Analyze A/B test with rigorous diagnostics
Company: Airbnb
Role: Data Scientist
Category: Analytics & Experimentation
Difficulty: hard
Interview Round: Technical Screen
You receive experiment.csv with columns: user_id, variant ∈ {A,B}, assign_ts (UTC), saw_treatment (0/1), country, device, pre_metric (baseline), active_minutes_d7, paid_d7 (0/1), revenue_d7, sessions_d7, crashes_d7. Using Python, do the following live: (1) verify randomization via covariate balance tests and visualizations; (2) define and justify the primary metric and guardrails; (3) compute ITT for the primary metric with 95% CIs using both analytic (CLT with cluster-robust SE at user level) and bootstrap; (4) apply CUPED using pre_metric and report variance reduction; (5) handle noncompliance by estimating CACE via 2SLS (variant→saw_treatment as instrument), and discuss IV assumptions and diagnostics; (6) check heterogeneity by country and device with multiple-testing control (e.g., BH); (7) assess power and MDE given observed variance and sample size; (8) evaluate sequential peeking risk and show how a spending function or alpha-adjusted boundary would change conclusions; (9) produce plots (ECDFs, quantile treatment effects, covariate-binned effects) to support findings; (10) recommend ship/no-ship and call out the top two residual risks.
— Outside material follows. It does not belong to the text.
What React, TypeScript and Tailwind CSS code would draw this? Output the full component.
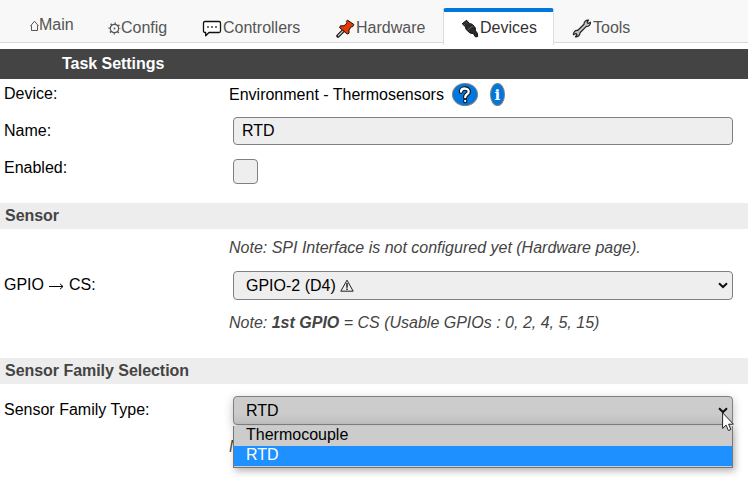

Quick Answer: This question evaluates a data scientist's competency in experimental design and rigorous A/B test analysis, including covariate balance checks, primary metric definition and guardrails, intent-to-treat estimation with analytic and bootstrap confidence intervals, variance reduction via CUPED, instrumental-variable estimation for CACE (2SLS), subgroup heterogeneity with multiple-testing control, power/MDE assessment, sequential testing diagnostics, and visualization of treatment effects. Commonly asked in Analytics & Experimentation interviews, it assesses both conceptual understanding of causal inference and statistical diagnostics and practical application skills in implementing robust A/B test analyses and interpreting diagnostic outputs, with the domain focused on applied experimentation and the level of abstraction spanning conceptual understanding and hands-on practical application.